Acabo de
leer estos días Peores maneras de morir,
la última novela del escritor Francisco González Ledesma (Barcelona, 1927)
que
es, al mismo tiempo, la última novela de la serie del Inspector Ricardo Méndez.
González
Ledesma ha tardado tres años en escribir esta novela. Entre tanto ha sufrido un
ictus que casi acaba con su vida. Así que, en cierta manera, Peores maneras de morir, es como un
regalo que los dioses nos han hecho a sus numerosos lectores. A sus ochenta y
seis tacos, el maestro Ledesma ha escrito una magnífica novela (y ya hemos
perdido la cuenta de cuántas van). En esta última entrega, que se desarrolla en
el otoño del año 2010, con el trasfondo de la visita de Benedicto XVI a la
ciudad de Barcelona para consagrar el templo de la Sagrada Familia, el
Inspector Méndez ya está viejo y achacoso, con el estómago reventado de beber
vino peleón y los pulmones calcinados por el tabaco negro y la polución urbana,
pero repleto de esa sabiduría que le han ido dando todos los años que ha pasado
en contacto con las calles de una Barcelona que se ha transformado, que ya no
es aquella Barcelona que su autor nos mostró en Las calles de nuestros padres, en Crónica
sentimental en rojo o en La dama de
Cachemira; ahora la ciudad de Barcelona es postmoderna y de diseño, una Barcelona
arrasada por la peor cara del capitalismo, si es que alguna vez el capitalismo
tuvo una cara buena, en la que siguen existiendo el crimen y el delito, aunque en
el presente sea multiétnico, exótico y plurilingüe. Esta vez a Méndez le toca
vérselas con una poderosa organización que trafica con mujeres, porque aquí la
cosa va de trata de blancas, esa moderna manera de esclavitud que viene de los países
de la difunta Unión Soviética o del Caribe o del corazón del continente
africano, y que acaba con las pobres chicas en los puticlubs, repartidas por
los lugares más mezquinos de la geografía nacional, mientras un puñado de hijos
de la gran puta se llena los bolsillos y se pega la gran vida a costa de sus
desgracias y miserias.
A
diferencia de otras obras anteriores de la saga Méndez, como Una novela de barrio o No hay que morir dos veces, en Peores maneras de morir apenas hay
rastro de ese humor tan particular, marca de la casa, que se gasta González
Ledesma.

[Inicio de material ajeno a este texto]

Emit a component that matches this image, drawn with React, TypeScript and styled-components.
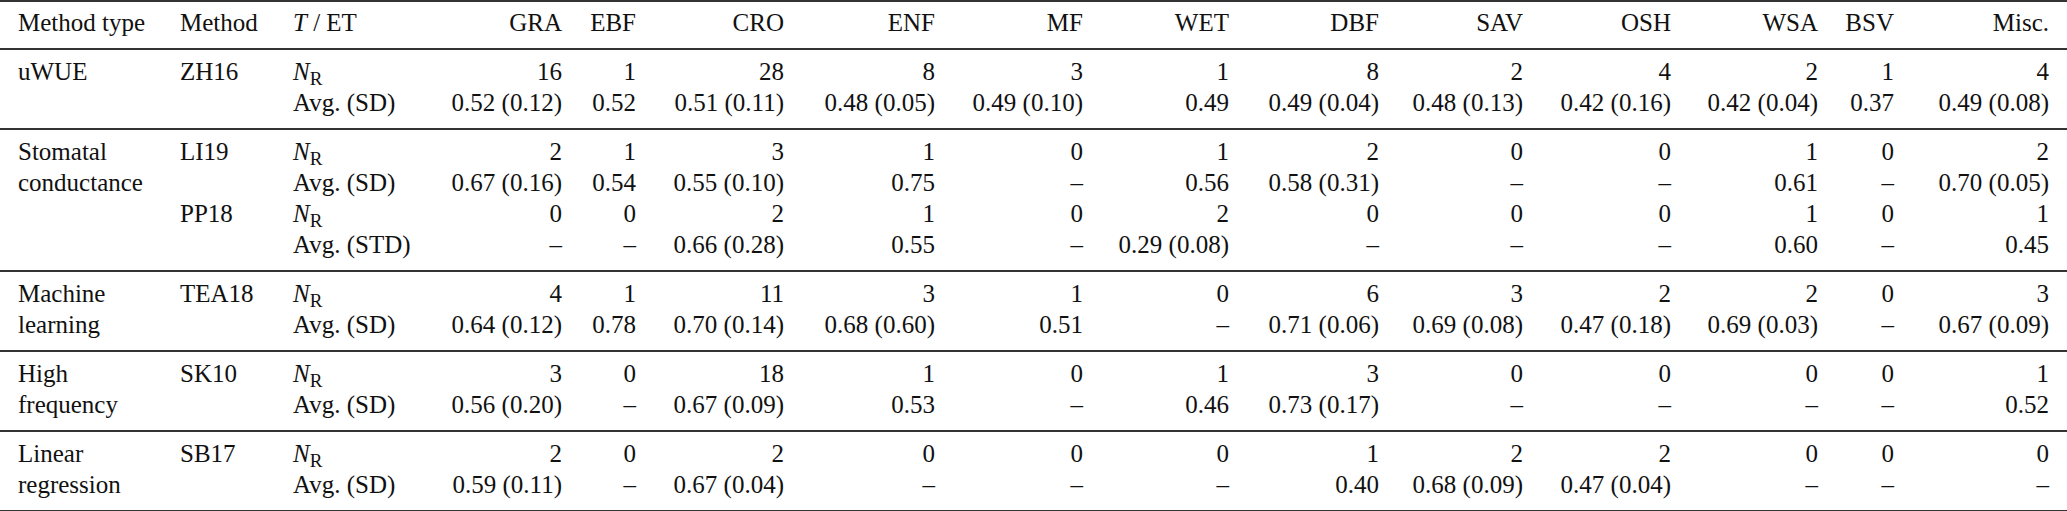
import React from "react";
import styled, { createGlobalStyle } from "styled-components";

const GlobalStyle = createGlobalStyle`
  html, body {
    margin: 0;
    padding: 0;
    background: #ffffff;
  }
`;

// column widths taken from the right edges of the printed table
const COLS = "167px 113px 140px 155px 74px 148px 151px 148px 146px 150px 144px 148px 147px 76px 160px";

const SERIF = `"Liberation Serif", Tinos, "Times New Roman", Times, "DejaVu Serif", serif`;

const Table = styled.div`
  width: 2067px;
  font-family: ${SERIF};
  font-size: 25px;
  color: #111;
  border-top: 2px solid #333;
`;

const HeaderRow = styled.div`
  display: grid;
  grid-template-columns: ${COLS};
  grid-auto-rows: 31px;
  line-height: 31px;
  padding: 5px 0 10px;
  border-bottom: 2px solid #333;
`;

const Group = styled.div`
  display: grid;
  grid-template-columns: ${COLS};
  grid-auto-rows: 31px;
  line-height: 31px;
  padding: 6px 0 10px;
  border-bottom: 2px solid #333;
`;

const TypeCell = styled.div<{ $lines: number }>`
  grid-column: 1;
  grid-row: 1 / span ${(p) => p.$lines};
  padding: 0 13px 0 18px;
  font-family: ${SERIF};
`;

const MethodCell = styled.div<{ $start: number; $span: number }>`
  grid-column: 2;
  grid-row: ${(p) => p.$start} / span ${(p) => p.$span};
  padding: 0 13px;
  font-family: ${SERIF};
`;

const LabelCell = styled.div`
  grid-column: 3;
  padding: 0 13px;
  white-space: nowrap;
  font-family: ${SERIF};
`;

const ValueCell = styled.div<{ $last?: boolean }>`
  text-align: right;
  white-space: nowrap;
  padding: 0 ${(p) => (p.$last ? 18 : 13)}px 0 0;
  font-family: ${SERIF};
`;

const Italic = styled.i`
  font-style: italic;
  font-family: ${SERIF};
`;

const Sub = styled.sub`
  font-size: 19px;
  line-height: 0;
  vertical-align: -5px;
  font-family: ${SERIF};
`;

const COVER = ["GRA", "EBF", "CRO", "ENF", "MF", "WET", "DBF", "SAV", "OSH", "WSA", "BSV", "Misc."];

type Method = {
  name: string;
  avgLabel: string;
  counts: string[];
  avgs: string[];
};

type MethodGroup = {
  type: string;
  methods: Method[];
};

const D = "–";

const groups: MethodGroup[] = [
  {
    type: "uWUE",
    methods: [
      {
        name: "ZH16",
        avgLabel: "Avg. (SD)",
        counts: ["16", "1", "28", "8", "3", "1", "8", "2", "4", "2", "1", "4"],
        avgs: ["0.52 (0.12)", "0.52", "0.51 (0.11)", "0.48 (0.05)", "0.49 (0.10)", "0.49", "0.49 (0.04)", "0.48 (0.13)", "0.42 (0.16)", "0.42 (0.04)", "0.37", "0.49 (0.08)"],
      },
    ],
  },
  {
    type: "Stomatal conductance",
    methods: [
      {
        name: "LI19",
        avgLabel: "Avg. (SD)",
        counts: ["2", "1", "3", "1", "0", "1", "2", "0", "0", "1", "0", "2"],
        avgs: ["0.67 (0.16)", "0.54", "0.55 (0.10)", "0.75", D, "0.56", "0.58 (0.31)", D, D, "0.61", D, "0.70 (0.05)"],
      },
      {
        name: "PP18",
        avgLabel: "Avg. (STD)",
        counts: ["0", "0", "2", "1", "0", "2", "0", "0", "0", "1", "0", "1"],
        avgs: [D, D, "0.66 (0.28)", "0.55", D, "0.29 (0.08)", D, D, D, "0.60", D, "0.45"],
      },
    ],
  },
  {
    type: "Machine learning",
    methods: [
      {
        name: "TEA18",
        avgLabel: "Avg. (SD)",
        counts: ["4", "1", "11", "3", "1", "0", "6", "3", "2", "2", "0", "3"],
        avgs: ["0.64 (0.12)", "0.78", "0.70 (0.14)", "0.68 (0.60)", "0.51", D, "0.71 (0.06)", "0.69 (0.08)", "0.47 (0.18)", "0.69 (0.03)", D, "0.67 (0.09)"],
      },
    ],
  },
  {
    type: "High frequency",
    methods: [
      {
        name: "SK10",
        avgLabel: "Avg. (SD)",
        counts: ["3", "0", "18", "1", "0", "1", "3", "0", "0", "0", "0", "1"],
        avgs: ["0.56 (0.20)", D, "0.67 (0.09)", "0.53", D, "0.46", "0.73 (0.17)", D, D, D, D, "0.52"],
      },
    ],
  },
  {
    type: "Linear regression",
    methods: [
      {
        name: "SB17",
        avgLabel: "Avg. (SD)",
        counts: ["2", "0", "2", "0", "0", "0", "1", "2", "2", "0", "0", "0"],
        avgs: ["0.59 (0.11)", D, "0.67 (0.04)", D, D, D, "0.40", "0.68 (0.09)", "0.47 (0.04)", D, D, D],
      },
    ],
  },
];

const Values = ({ items }: { items: string[] }) => (
  <>
    {items.map((v, i) => (
      <ValueCell key={i} $last={i === items.length - 1}>
        {v}
      </ValueCell>
    ))}
  </>
);

const App = () => {
  return (
    <>
      <GlobalStyle />
      <Table>
        <HeaderRow>
          <TypeCell $lines={1}>Method type</TypeCell>
          <MethodCell $start={1} $span={1}>
            Method
          </MethodCell>
          <LabelCell>
            <Italic>T</Italic> / ET
          </LabelCell>
          <Values items={COVER} />
        </HeaderRow>

        {groups.map((g) => (
          <Group key={g.type}>
            <TypeCell $lines={g.methods.length * 2}>{g.type}</TypeCell>
            {g.methods.map((m, mi) => (
              <React.Fragment key={m.name}>
                <MethodCell $start={mi * 2 + 1} $span={2}>
                  {m.name}
                </MethodCell>
                <LabelCell>
                  <Italic>N</Italic>
                  <Sub>R</Sub>
                </LabelCell>
                <Values items={m.counts} />
                <LabelCell>{m.avgLabel}</LabelCell>
                <Values items={m.avgs} />
              </React.Fragment>
            ))}
          </Group>
        ))}
      </Table>
    </>
  );
};

export default App;
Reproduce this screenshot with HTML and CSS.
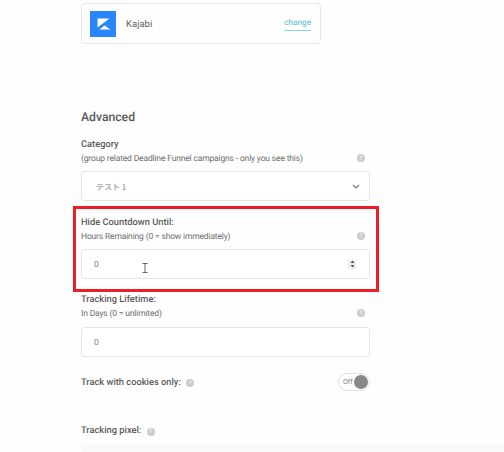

Aquí lo que impera es el pesimismo y la mala leche, y es que la novela
está impregnada por una capa de desesperanza que deja en el lector un regusto
agridulce, no sabría muy bien si achacárselo al tema de la novela o simplemente
al hecho de que su autor es consciente de que el tiempo se acaba y este,
probablemente, sea su último libro. La cosa es, como digo, que le ha quedado a
González Ledesma una novela pesimista, casi, casi bordeando el nihilismo, donde
hay alusiones constantes a la crisis-estafa económica, a la pobreza, al
desempleo, a lo duro que se ha vuelto para muchos sobrevivir en la jungla
urbana, y al tinglado tan bien montado que
tienen otros muchos para vivir a costa de los demás.
Pero al
mismo tiempo, Peores maneras de morir
es una novela escrita con un lenguaje muy poético, en el que las reflexiones de
su protagonista bordean en más de una ocasión el concepto de sofisma. En mi
opinión es una novela que se disfruta desde el punto de vista estético.
El mundo
de Méndez se hunde. Ahora sí, sin remedio, y él lo sabe, así que quiere
despedirse a su manera, como siempre ha hecho las cosas, impartiendo justicia en
nombre de los parias de la tierra, de los puteados, de los que no cuentan, aunque
para ello tenga que pasarse las leyes por el arco del triunfo. Porque para
Méndez, como él mismo dice en un pasaje de la novela, no existe más justicia,
más ley y más código de honor que el de la calle. Lo demás son patrañas.
En los
inicios de los años ochenta, el crítico Juan Antonio de Blas definió a
Francisco González Ledesma como el “primero de nuestros escritores policiacos”.
Hoy, veintitantos años más tarde, me atrevo a afirmar sin ningún tipo de dudas
que Francisco González Ledesma no es sólo el mejor autor de novela negra: Es el
mejor escritor español vivo y probablemente uno de los mejores en lengua
castellana (con el permiso de Juan Marsé), y eso abarca cualquier género
literario. No está nada mal para aquel niño criado en el seno de una familia obrera,
de tradición republicana, represaliada tras la Guerra Civil, que un día soñó
con ser un gran escritor de novelas policíacas.